┌──

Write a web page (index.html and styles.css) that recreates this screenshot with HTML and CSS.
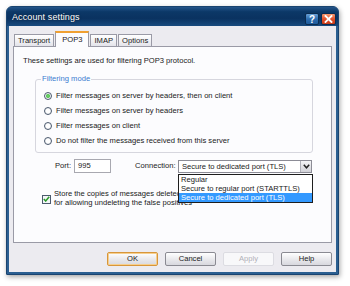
FILE: index.html
```html
<!DOCTYPE html>
<html>
<head>
<meta charset="utf-8">
<link rel="stylesheet" href="styles.css">
</head>
<body>
<div class="window">
  <div class="titlebar">
    <span class="title">Account settings</span>
    <span class="tbtns">
      <span class="tb help">?</span>
      <span class="tb close"><svg width="9" height="8" viewBox="0 0 9 8"><path d="M1.5 1 L7.5 7 M7.5 1 L1.5 7" stroke="#fff" stroke-width="1.8" stroke-linecap="square"/></svg></span>
    </span>
  </div>
  <div class="client">
    <div class="tabs">
      <span class="tab">Transport</span>
      <span class="tab active">POP3</span>
      <span class="tab">IMAP</span>
      <span class="tab">Options</span>
    </div>
    <div class="panel">
      <p class="intro">These settings are used for filtering POP3 protocol.</p>
      <fieldset class="group">
        <legend>Filtering mode</legend>
        <div class="radio"><span class="rb on"></span>Filter messages on server by headers, then on client</div>
        <div class="radio"><span class="rb"></span>Filter messages on server by headers</div>
        <div class="radio"><span class="rb"></span>Filter messages on client</div>
        <div class="radio"><span class="rb"></span>Do not filter the messages received from this server</div>
      </fieldset>
      <div class="portrow">
        <span class="lbl port-lbl">Port:</span>
        <span class="input">995</span>
        <span class="lbl conn-lbl">Connection:</span>
        <div class="combo-wrap">
          <div class="combo"><span class="combo-text">Secure to dedicated port (TLS)</span><span class="arrow"><svg width="7" height="5" viewBox="0 0 7 5"><path d="M0.8 0.8 L3.5 3.8 L6.2 0.8" fill="none" stroke="#222" stroke-width="1.5"/></svg></span></div>
          <div class="droplist">
            <div class="opt">Regular</div>
            <div class="opt">Secure to regular port (STARTTLS)</div>
            <div class="opt sel">Secure to dedicated port (TLS)</div>
          </div>
        </div>
      </div>
      <div class="checkrow">
        <span class="cb"><svg width="7" height="6" viewBox="0 0 7 6"><path d="M0.8 3 L2.7 5 L6.2 0.8" fill="none" stroke="#2a9a2a" stroke-width="1.5"/></svg></span>
        <span class="cbtext">Store the copies of messages deleted<br>for allowing undeleting the false positives</span>
      </div>
    </div>
    <div class="buttons">
      <span class="btn default">OK</span>
      <span class="btn">Cancel</span>
      <span class="btn disabled">Apply</span>
      <span class="btn">Help</span>
    </div>
  </div>
</div>
</body>
</html>
```
FILE: styles.css
```css
html, body { margin: 0; padding: 0; background: #ffffff; }
body {
  width: 350px; height: 286px; overflow: hidden;
  font-family: "Liberation Sans", Arial, sans-serif;
  font-size: 7.6px; color: #1a1a1a;
}
.window {
  margin: 6px 0 0 6px;
  width: 333px; height: 269px;
  box-sizing: border-box;
  background: #2b5f91;
  border: 1px solid #1a4470;
  border-radius: 6px 6px 1px 1px;
  box-shadow: 1px 2px 5px rgba(0,0,0,0.35);
  display: flex; flex-direction: column;
}
.titlebar {
  height: 19px; flex: none;
  background: linear-gradient(#24558a 0, #0c3867 25%, #0a3260 60%, #184a7e 100%);
  border-radius: 5px 5px 0 0;
  display: flex; align-items: center; justify-content: space-between;
  padding: 0 2px 0 5px;
}
.title {
  color: #fff; font-size: 9px; letter-spacing: 0.1px;
  text-shadow: 0 0 2px rgba(0,0,0,0.6);
  margin-top: 1px;
}
.tbtns { display: flex; gap: 2px; margin-top: 5px; }
.tb {
  width: 14px; height: 12px; box-sizing: border-box;
  display: flex; align-items: center; justify-content: center;
  border: 1px solid #0b2c50; border-radius: 2px;
}
.help {
  background: linear-gradient(#6aa0d6, #2d6db0 50%, #1e5a9a);
  color: #fff; font-weight: bold; font-size: 10px;
}
.close {
  width: 15px;
  background: linear-gradient(#f59a72, #e2502a 50%, #c83a18);
}
.client {
  flex: 1;
  margin: 0 2px 2px 2px;
  background: #ecebf0;
  padding: 5px 4px 0 4px;
  display: flex; flex-direction: column;
}
.tabs { display: flex; align-items: flex-end; height: 15px; padding-left: 1px; }
.tab {
  height: 12px; box-sizing: border-box;
  border: 1px solid #9a9aa6; border-bottom: none;
  background: linear-gradient(#ffffff, #e4e4ea);
  padding: 0 3px; line-height: 12px;
  margin-right: 1px; font-size: 7.6px;
}
.tab.active {
  background: #fcfcfe;
  border-top: 2px solid #f0a030;
  padding: 0 6px; line-height: 13px;
  margin: 0 1px -1px 0; position: relative; z-index: 1;
  height: 16px;
}
.panel {
  height: 197px; box-sizing: border-box;
  background: #fcfcfe;
  border: 1px solid #9a9aa6;
  padding-top: 9px;
}
.intro { margin: 0 0 8px 9px; height: 10px; line-height: 10px; }
.group {
  margin: 0 18px 0 21px;
  border: 1px solid #d6d6de; border-radius: 3px;
  padding: 4px 0 4px 8px;
}
.group legend {
  color: #3a7bd0; padding: 0 1px; margin-left: -3px;
  line-height: 10px;
}
.radio { height: 15px; display: flex; align-items: center; }
.rb {
  width: 8px; height: 8px; box-sizing: border-box;
  border: 1px solid #4c5a6e; border-radius: 50%;
  background: radial-gradient(#ffffff 40%, #dfe3ea);
  margin-right: 4px; display: flex; align-items: center; justify-content: center;
}
.rb.on::after {
  content: ""; width: 4px; height: 4px; border-radius: 50%;
  background: radial-gradient(#7ee07a, #1a9a1a);
}
.portrow {
  display: flex; align-items: center; height: 14px;
  margin-top: 6px;
}
.lbl { line-height: 10px; }
.port-lbl { margin-left: 41px; width: 19px; }
.input {
  width: 37px; height: 14px; box-sizing: border-box;
  border: 1px solid #a8a8b0; background: #fff;
  padding-left: 3px; line-height: 12px;
}
.conn-lbl { margin-left: 24px; width: 43px; }
.combo-wrap { position: relative; }
.combo {
  width: 134px; height: 13px; box-sizing: border-box;
  border: 1px solid #8c8c96; background: #fff;
  display: flex; align-items: center; justify-content: space-between;
}
.combo-text { padding-left: 3px; line-height: 11px; }
.arrow {
  width: 11px; height: 11px; box-sizing: border-box;
  background: linear-gradient(#f4f4f6, #d2d2d8);
  border-left: 1px solid #b0b0b8;
  display: flex; align-items: center; justify-content: center;
}
.droplist {
  position: absolute; left: 0; top: 14px;
  width: 135px; box-sizing: border-box;
  border: 1px solid #1e1e1e; background: #fff;
  z-index: 5;
}
.opt { height: 9px; line-height: 9px; padding-left: 2px; }
.opt.sel { background: #3399ff; color: #fff; }
.checkrow {
  display: flex; align-items: center;
  margin: 16px 0 0 28px;
}
.cb {
  width: 9px; height: 9px; box-sizing: border-box;
  border: 1px solid #4c5a6e; background: #f4f6f8;
  display: flex; align-items: center; justify-content: center;
  margin-right: 3px; margin-top: 2px;
}
.cbtext { line-height: 9px; }
.buttons {
  display: flex; justify-content: flex-end; gap: 7px;
  margin-top: 9px; padding-right: 0;
}
.btn {
  width: 51px; height: 14px; box-sizing: border-box;
  border: 1px solid #8a8a92; border-radius: 2px;
  background: linear-gradient(#ffffff, #e6e6ea 60%, #d8d8de);
  text-align: center; line-height: 12px;
}
.btn.default { border-color: #d8963a; box-shadow: inset 0 0 0 1px #f6cf8e; }
.btn.disabled { border-color: #dcdce2; background: #f8f8fa; color: #b0b0b8; }
```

└──

The data above should be repeated exactly, minus any pictures.

▶ _Complete response_:
Write a web page (index.html and styles.css) that recreates this screenshot with HTML and CSS.
FILE: index.html
```html
<!DOCTYPE html>
<html>
<head>
<meta charset="utf-8">
<link rel="stylesheet" href="styles.css">
</head>
<body>
<div class="window">
  <div class="titlebar">
    <span class="title">Account settings</span>
    <span class="tbtns">
      <span class="tb help">?</span>
      <span class="tb close"><svg width="9" height="8" viewBox="0 0 9 8"><path d="M1.5 1 L7.5 7 M7.5 1 L1.5 7" stroke="#fff" stroke-width="1.8" stroke-linecap="square"/></svg></span>
    </span>
  </div>
  <div class="client">
    <div class="tabs">
      <span class="tab">Transport</span>
      <span class="tab active">POP3</span>
      <span class="tab">IMAP</span>
      <span class="tab">Options</span>
    </div>
    <div class="panel">
      <p class="intro">These settings are used for filtering POP3 protocol.</p>
      <fieldset class="group">
        <legend>Filtering mode</legend>
        <div class="radio"><span class="rb on"></span>Filter messages on server by headers, then on client</div>
        <div class="radio"><span class="rb"></span>Filter messages on server by headers</div>
        <div class="radio"><span class="rb"></span>Filter messages on client</div>
        <div class="radio"><span class="rb"></span>Do not filter the messages received from this server</div>
      </fieldset>
      <div class="portrow">
        <span class="lbl port-lbl">Port:</span>
        <span class="input">995</span>
        <span class="lbl conn-lbl">Connection:</span>
        <div class="combo-wrap">
          <div class="combo"><span class="combo-text">Secure to dedicated port (TLS)</span><span class="arrow"><svg width="7" height="5" viewBox="0 0 7 5"><path d="M0.8 0.8 L3.5 3.8 L6.2 0.8" fill="none" stroke="#222" stroke-width="1.5"/></svg></span></div>
          <div class="droplist">
            <div class="opt">Regular</div>
            <div class="opt">Secure to regular port (STARTTLS)</div>
            <div class="opt sel">Secure to dedicated port (TLS)</div>
          </div>
        </div>
      </div>
      <div class="checkrow">
        <span class="cb"><svg width="7" height="6" viewBox="0 0 7 6"><path d="M0.8 3 L2.7 5 L6.2 0.8" fill="none" stroke="#2a9a2a" stroke-width="1.5"/></svg></span>
        <span class="cbtext">Store the copies of messages deleted<br>for allowing undeleting the false positives</span>
      </div>
    </div>
    <div class="buttons">
      <span class="btn default">OK</span>
      <span class="btn">Cancel</span>
      <span class="btn disabled">Apply</span>
      <span class="btn">Help</span>
    </div>
  </div>
</div>
</body>
</html>
```
FILE: styles.css
```css
html, body { margin: 0; padding: 0; background: #ffffff; }
body {
  width: 350px; height: 286px; overflow: hidden;
  font-family: "Liberation Sans", Arial, sans-serif;
  font-size: 7.6px; color: #1a1a1a;
}
.window {
  margin: 6px 0 0 6px;
  width: 333px; height: 269px;
  box-sizing: border-box;
  background: #2b5f91;
  border: 1px solid #1a4470;
  border-radius: 6px 6px 1px 1px;
  box-shadow: 1px 2px 5px rgba(0,0,0,0.35);
  display: flex; flex-direction: column;
}
.titlebar {
  height: 19px; flex: none;
  background: linear-gradient(#24558a 0, #0c3867 25%, #0a3260 60%, #184a7e 100%);
  border-radius: 5px 5px 0 0;
  display: flex; align-items: center; justify-content: space-between;
  padding: 0 2px 0 5px;
}
.title {
  color: #fff; font-size: 9px; letter-spacing: 0.1px;
  text-shadow: 0 0 2px rgba(0,0,0,0.6);
  margin-top: 1px;
}
.tbtns { display: flex; gap: 2px; margin-top: 5px; }
.tb {
  width: 14px; height: 12px; box-sizing: border-box;
  display: flex; align-items: center; justify-content: center;
  border: 1px solid #0b2c50; border-radius: 2px;
}
.help {
  background: linear-gradient(#6aa0d6, #2d6db0 50%, #1e5a9a);
  color: #fff; font-weight: bold; font-size: 10px;
}
.close {
  width: 15px;
  background: linear-gradient(#f59a72, #e2502a 50%, #c83a18);
}
.client {
  flex: 1;
  margin: 0 2px 2px 2px;
  background: #ecebf0;
  padding: 5px 4px 0 4px;
  display: flex; flex-direction: column;
}
.tabs { display: flex; align-items: flex-end; height: 15px; padding-left: 1px; }
.tab {
  height: 12px; box-sizing: border-box;
  border: 1px solid #9a9aa6; border-bottom: none;
  background: linear-gradient(#ffffff, #e4e4ea);
  padding: 0 3px; line-height: 12px;
  margin-right: 1px; font-size: 7.6px;
}
.tab.active {
  background: #fcfcfe;
  border-top: 2px solid #f0a030;
  padding: 0 6px; line-height: 13px;
  margin: 0 1px -1px 0; position: relative; z-index: 1;
  height: 16px;
}
.panel {
  height: 197px; box-sizing: border-box;
  background: #fcfcfe;
  border: 1px solid #9a9aa6;
  padding-top: 9px;
}
.intro { margin: 0 0 8px 9px; height: 10px; line-height: 10px; }
.group {
  margin: 0 18px 0 21px;
  border: 1px solid #d6d6de; border-radius: 3px;
  padding: 4px 0 4px 8px;
}
.group legend {
  color: #3a7bd0; padding: 0 1px; margin-left: -3px;
  line-height: 10px;
}
.radio { height: 15px; display: flex; align-items: center; }
.rb {
  width: 8px; height: 8px; box-sizing: border-box;
  border: 1px solid #4c5a6e; border-radius: 50%;
  background: radial-gradient(#ffffff 40%, #dfe3ea);
  margin-right: 4px; display: flex; align-items: center; justify-content: center;
}
.rb.on::after {
  content: ""; width: 4px; height: 4px; border-radius: 50%;
  background: radial-gradient(#7ee07a, #1a9a1a);
}
.portrow {
  display: flex; align-items: center; height: 14px;
  margin-top: 6px;
}
.lbl { line-height: 10px; }
.port-lbl { margin-left: 41px; width: 19px; }
.input {
  width: 37px; height: 14px; box-sizing: border-box;
  border: 1px solid #a8a8b0; background: #fff;
  padding-left: 3px; line-height: 12px;
}
.conn-lbl { margin-left: 24px; width: 43px; }
.combo-wrap { position: relative; }
.combo {
  width: 134px; height: 13px; box-sizing: border-box;
  border: 1px solid #8c8c96; background: #fff;
  display: flex; align-items: center; justify-content: space-between;
}
.combo-text { padding-left: 3px; line-height: 11px; }
.arrow {
  width: 11px; height: 11px; box-sizing: border-box;
  background: linear-gradient(#f4f4f6, #d2d2d8);
  border-left: 1px solid #b0b0b8;
  display: flex; align-items: center; justify-content: center;
}
.droplist {
  position: absolute; left: 0; top: 14px;
  width: 135px; box-sizing: border-box;
  border: 1px solid #1e1e1e; background: #fff;
  z-index: 5;
}
.opt { height: 9px; line-height: 9px; padding-left: 2px; }
.opt.sel { background: #3399ff; color: #fff; }
.checkrow {
  display: flex; align-items: center;
  margin: 16px 0 0 28px;
}
.cb {
  width: 9px; height: 9px; box-sizing: border-box;
  border: 1px solid #4c5a6e; background: #f4f6f8;
  display: flex; align-items: center; justify-content: center;
  margin-right: 3px; margin-top: 2px;
}
.cbtext { line-height: 9px; }
.buttons {
  display: flex; justify-content: flex-end; gap: 7px;
  margin-top: 9px; padding-right: 0;
}
.btn {
  width: 51px; height: 14px; box-sizing: border-box;
  border: 1px solid #8a8a92; border-radius: 2px;
  background: linear-gradient(#ffffff, #e6e6ea 60%, #d8d8de);
  text-align: center; line-height: 12px;
}
.btn.default { border-color: #d8963a; box-shadow: inset 0 0 0 1px #f6cf8e; }
.btn.disabled { border-color: #dcdce2; background: #f8f8fa; color: #b0b0b8; }
```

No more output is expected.